Work, Lifestyle, Sanity

Our Home in Italy

If I still commuted to an office in London, none of this would have been possible. But remote work changes the calculation. I still earn about £65k–£70k annually. With Wi-Fi and a laptop, my income didn’t take a hit.

Instead, my quality of life improved. We have more space, better scenery, and I now run daily with our dog without weaving between double-parked cars. Daniela is happier too, closer to her family, working in an environment that feels like home.

That said, I do miss the odd London convenience: late-night Tesco runs, the option of a pub quiz on a Tuesday, friends within Tube distance. At one point, I was flying back monthly. Now, with residency and work commitments, trips are less frequent. London still feels like “home” in memory, but not in practice.

London: A Market for Someone Else

London’s property market has long since stopped being about local buyers. In Fulham, West Brompton, and beyond, flats aren’t being snapped up by first-time buyers or young families. They’re bought by international investors, many of whom won’t even live there.

Post-Brexit and post-COVID, affordability stretched thinner than ever. I could have joined the cycle, pouring £3,500 a month into a mortgage that barely bought space to swing a cat. But why?

The truth is, London is a global city, and global cities cater to global wallets. For people tied to UK salaries, the numbers simply don’t work. Unless you inherit property or earn banker money, you’re renting indefinitely.

So, Was It Worth It?

Yes, with caveats.

Italy is beautiful, affordable, and rewarding. But it’s not problem-free.
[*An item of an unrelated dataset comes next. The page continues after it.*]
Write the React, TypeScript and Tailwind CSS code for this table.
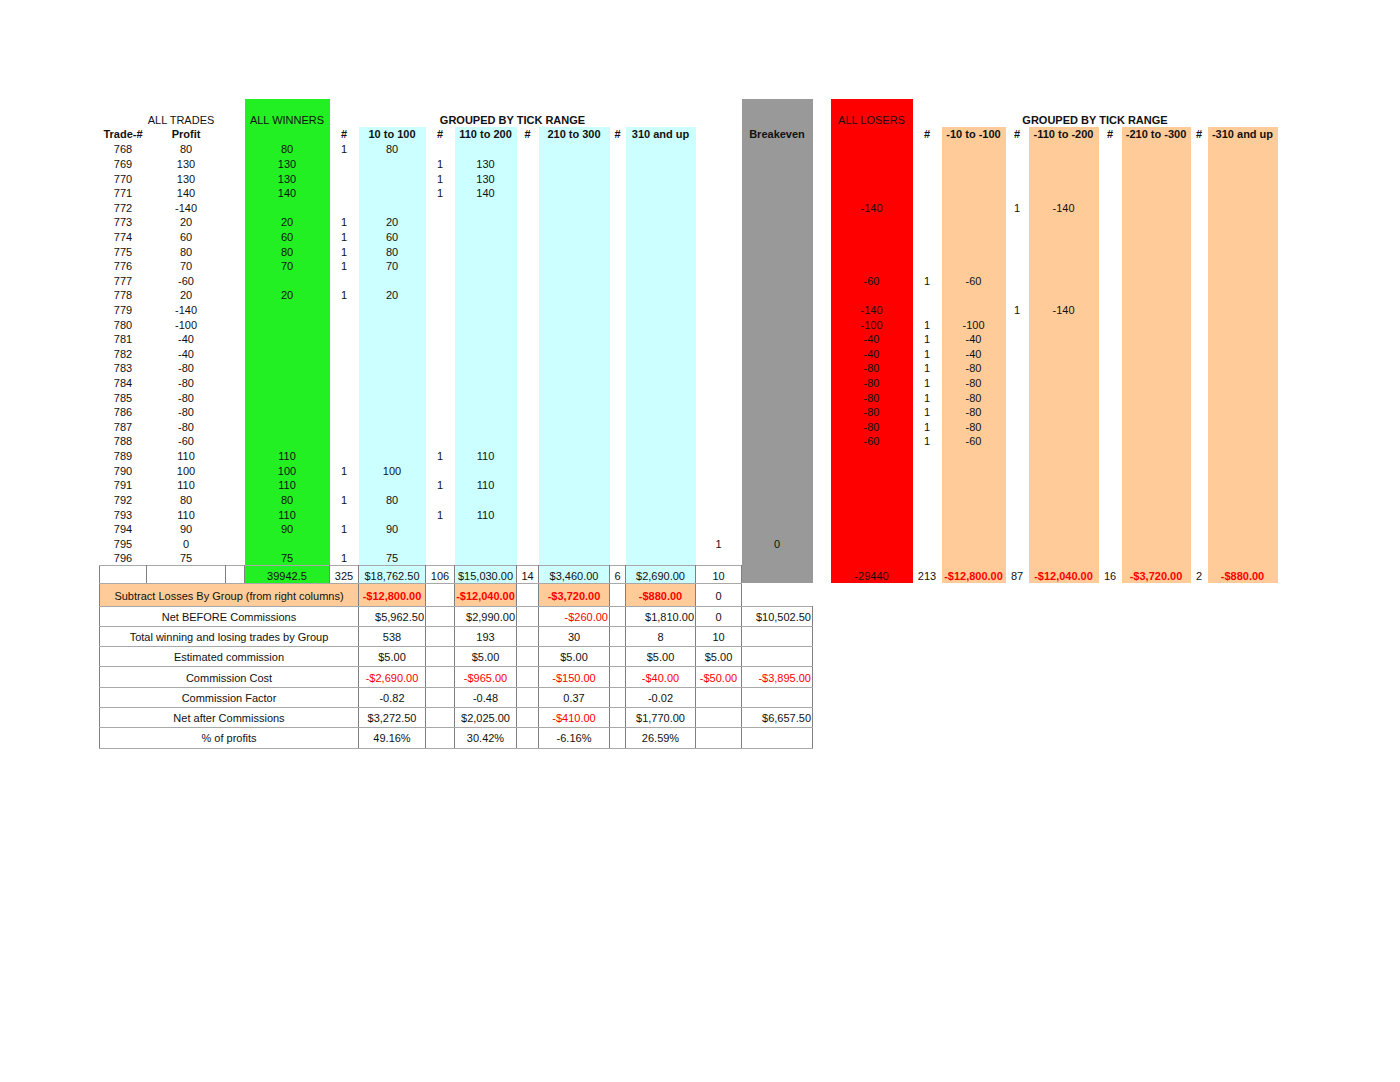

The bureaucracy is maddening, and you need patience measured in years, not months. Buying property as a foreigner without Italian banking history is near impossible.
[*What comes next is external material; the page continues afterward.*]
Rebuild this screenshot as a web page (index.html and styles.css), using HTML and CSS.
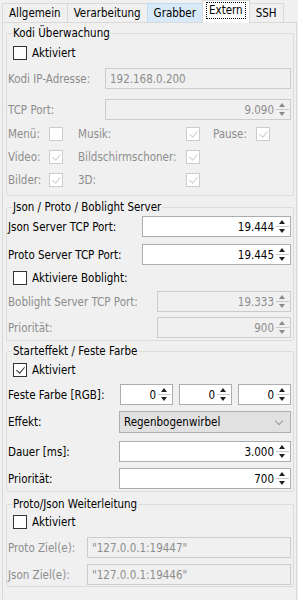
FILE: index.html
```html
<!DOCTYPE html>
<html lang="de">
<head>
    <meta charset="UTF-8">
    <meta name="viewport" content="width=device-width, initial-scale=1.0">
    <title>Extern</title>
    <link rel="stylesheet" href="styles.css">
</head>
<body>
    <div class="tab-widget">
        <div class="tab-bar">
            <div class="tab">Allgemein</div>
            <div class="tab">Verarbeitung</div>
            <div class="tab tab-hover">Grabber</div>
            <div class="tab tab-active"><span class="focus">Extern</span></div>
            <div class="tab">SSH</div>
        </div>
        <div class="tab-pane">

            <fieldset class="group group-kodi">
                <legend>Kodi Überwachung</legend>
                <label class="check-row r-kodi-check">
                    <span class="checkbox"></span>Aktiviert
                </label>
                <div class="row r-kodi-ip">
                    <span class="label disabled">Kodi IP-Adresse:</span>
                    <span class="field text disabled">192.168.0.200</span>
                </div>
                <div class="row r-kodi-port">
                    <span class="label disabled">TCP Port:</span>
                    <span class="field spin disabled">9.090<span class="arrows"></span></span>
                </div>
                <div class="flags r-flag1">
                    <span class="disabled">Menü:</span><span class="checkbox small off"></span>
                    <span class="disabled">Musik:</span><span class="checkbox small on"></span>
                    <span class="disabled">Pause:</span><span class="checkbox small on"></span>
                </div>
                <div class="flags r-flag2">
                    <span class="disabled">Video:</span><span class="checkbox small on"></span>
                    <span class="disabled">Bildschirmschoner:</span><span class="checkbox small on"></span>
                </div>
                <div class="flags r-flag3">
                    <span class="disabled">Bilder:</span><span class="checkbox small on"></span>
                    <span class="disabled">3D:</span><span class="checkbox small on"></span>
                </div>
            </fieldset>

            <fieldset class="group group-server">
                <legend>Json / Proto / Boblight Server</legend>
                <div class="row r-json">
                    <span class="label">Json Server TCP Port:</span>
                    <span class="field spin">19.444<span class="arrows"></span></span>
                </div>
                <div class="row r-proto">
                    <span class="label">Proto Server TCP Port:</span>
                    <span class="field spin">19.445<span class="arrows"></span></span>
                </div>
                <label class="check-row r-bob-check">
                    <span class="checkbox"></span>Aktiviere Boblight:
                </label>
                <div class="row r-bob-port">
                    <span class="label disabled">Boblight Server TCP Port:</span>
                    <span class="field spin disabled">19.333<span class="arrows"></span></span>
                </div>
                <div class="row r-bob-prio">
                    <span class="label disabled">Priorität:</span>
                    <span class="field spin disabled">900<span class="arrows"></span></span>
                </div>
            </fieldset>

            <fieldset class="group group-effect">
                <legend>Starteffekt / Feste Farbe</legend>
                <label class="check-row r-eff-check">
                    <span class="checkbox checked"></span>Aktiviert
                </label>
                <div class="row r-rgb">
                    <span class="label">Feste Farbe [RGB]:</span>
                    <div class="rgb">
                        <span class="field spin">0<span class="arrows"></span></span>
                        <span class="field spin">0<span class="arrows"></span></span>
                        <span class="field spin">0<span class="arrows"></span></span>
                    </div>
                </div>
                <div class="row r-effekt">
                    <span class="label">Effekt:</span>
                    <span class="field combo">Regenbogenwirbel<span class="chevron"></span></span>
                </div>
                <div class="row r-dauer">
                    <span class="label">Dauer [ms]:</span>
                    <span class="field spin">3.000<span class="arrows"></span></span>
                </div>
                <div class="row r-prio">
                    <span class="label">Priorität:</span>
                    <span class="field spin">700<span class="arrows"></span></span>
                </div>
            </fieldset>

            <fieldset class="group group-forward">
                <legend>Proto/Json Weiterleitung</legend>
                <label class="check-row r-fwd-check">
                    <span class="checkbox"></span>Aktiviert
                </label>
                <div class="row r-fwd-proto">
                    <span class="label disabled">Proto Ziel(e):</span>
                    <span class="field text disabled">"127.0.0.1:19447"</span>
                </div>
                <div class="row r-fwd-json">
                    <span class="label disabled">Json Ziel(e):</span>
                    <span class="field text disabled">"127.0.0.1:19446"</span>
                </div>
            </fieldset>

        </div>
    </div>
</body>
</html>
```

FILE: styles.css
```css
body {
    margin: 0;
    background-color: #f0f0f0;
    font-family: "DejaVu Sans Condensed", "DejaVu Sans", sans-serif;
    font-size: 11.5px;
    color: #000;
}
.tab-widget {
    margin: 0 1px 0 2px;
}
.tab-bar {
    display: flex;
    align-items: flex-end;
    height: 22px;
    position: relative;
    z-index: 1;
}
.tab {
    height: 19px;
    line-height: 18px;
    padding: 0 6px;
    border: 1px solid #d9d9d9;
    border-bottom: none;
    margin-right: -1px;
    background-color: #f0f0f0;
    box-sizing: border-box;
}
.tab-hover {
    background-color: #d8eaf9;
    border-color: #c0dcf3;
}
.tab-active {
    height: 23px;
    margin-bottom: -1px;
    background-color: #fff;
    border-color: #d9d9d9;
    padding: 1px 3px 0;
    position: relative;
}
.tab-active .focus {
    display: block;
    border: 1px dotted #000;
    line-height: 15px;
    padding: 0 2px;
}
.tab-pane {
    border: 1px solid #d9d9d9;
    height: 580px;
    padding-top: 3px;
}
.group {
    margin: 0 2px 0 3px;
    padding: 0 2px 0 1px;
    border: 1px solid #dcdcdc;
    border-radius: 2px;
}
.group legend {
    padding: 0 1px;
    margin-left: 4px;
    line-height: 14px;
}
.group-kodi { padding-bottom: 5px; }
.group-server { margin-top: 4px; padding-bottom: 2px; }
.group-effect { margin-top: 3px; padding-bottom: 2px; }
.group-forward { margin-top: 5px; padding-bottom: 1px; }

.row {
    display: flex;
    align-items: center;
    height: 21px;
}
.label {
    flex: none;
}
.disabled {
    color: #8d8d8d;
}
.check-row {
    display: flex;
    align-items: center;
    height: 20px;
    padding-left: 5px;
}
.check-row .checkbox {
    margin-right: 5px;
}
.checkbox {
    display: inline-block;
    width: 14px;
    height: 14px;
    border: 1px solid #333;
    background-color: #fff;
    box-sizing: border-box;
    position: relative;
}
.checkbox.checked::after,
.checkbox.on::after {
    content: "";
    position: absolute;
    left: 4px;
    top: 1px;
    width: 4px;
    height: 7px;
    border: solid #333;
    border-width: 0 1px 1px 0;
    transform: rotate(40deg);
}
.checkbox.small {
    border-color: #cccccc;
}
.checkbox.on::after {
    border-color: #cfcfcf;
}

.field {
    display: flex;
    align-items: center;
    height: 21px;
    box-sizing: border-box;
    border: 1px solid #adadad;
    background-color: #fff;
    padding: 0 4px;
    margin-left: auto;
    position: relative;
}
.field.disabled {
    background-color: #f0f0f0;
    border-color: #cccccc;
}
.spin {
    justify-content: flex-end;
    padding-right: 16px;
}
.arrows {
    position: absolute;
    right: 1px;
    top: 1px;
    bottom: 1px;
    width: 13px;
    background:
        linear-gradient(to bottom, transparent 8px, #c8c8c8 8px, #c8c8c8 9px, transparent 9px);
}
.arrows::before,
.arrows::after {
    content: "";
    position: absolute;
    left: 3px;
    border-left: 3.5px solid transparent;
    border-right: 3.5px solid transparent;
}
.arrows::before {
    top: 2px;
    border-bottom: 4px solid #202020;
}
.arrows::after {
    bottom: 2px;
    border-top: 4px solid #202020;
}
.disabled .arrows::before { border-bottom-color: #8a8a8a; }
.disabled .arrows::after { border-top-color: #8a8a8a; }

.combo {
    height: 22px;
    background-color: #e1e1e1;
    border-color: #adadad;
    padding-left: 4px;
}
.chevron {
    position: absolute;
    right: 8px;
    top: 6px;
    width: 5px;
    height: 5px;
    border: solid #9a9a9a;
    border-width: 0 1px 1px 0;
    transform: rotate(45deg);
}

/* Kodi */
.r-kodi-check { margin-top: 3px; }
.r-kodi-ip { margin-top: 5px; }
.r-kodi-port { margin-top: 10px; }
.r-kodi-ip .field, .r-kodi-port .field { width: 186px; }
.flags {
    display: grid;
    grid-template-columns: 41px 29px 108px 27px 43px auto;
    align-items: center;
    height: 20px;
}
.r-flag1 { margin-top: 4px; }
.r-flag2, .r-flag3 { margin-top: 3px; }

/* Server */
.r-json { margin-top: 2px; }
.r-proto { margin-top: 7px; }
.r-json .field, .r-proto .field { width: 149px; }
.r-bob-check { margin-top: 3px; }
.r-bob-port { margin-top: 3px; }
.r-bob-prio { margin-top: 5px; }
.r-bob-port .field, .r-bob-prio .field { width: 134px; }

/* Starteffekt */
.r-eff-check { margin-top: 2px; }
.r-rgb { margin-top: 4px; }
.rgb {
    display: flex;
    gap: 6px;
    margin-left: auto;
}
.rgb .field { width: 53px; }
.r-effekt { margin-top: 6px; height: 22px; }
.r-dauer { margin-top: 8px; }
.r-prio { margin-top: 6px; }
.r-effekt .field, .r-dauer .field, .r-prio .field { width: 172px; }

/* Weiterleitung */
.r-fwd-check { margin-top: 1px; }
.r-fwd-proto { margin-top: 5px; }
.r-fwd-json { margin-top: 6px; }
.r-fwd-proto .field, .r-fwd-json .field { width: 204px; }
```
But if you work remotely, value countryside living, and can live without Uber Eats, it’s a strong alternative. The quality of food, pace of life, and space you get for your money outweigh the headaches.

London gave me many good years. But in the end, I was paying champagne prices for tap water. Italy, with all its flaws and frustrations, offers me the opposite: an occasional glass of Barolo at the price of a London pint, and a villa that costs less per month than a one-bed in Zone 2.

And honestly, when you’re drinking coffee on your terrace overlooking Lake Viverone, the bureaucracy feels a little easier to tolerate.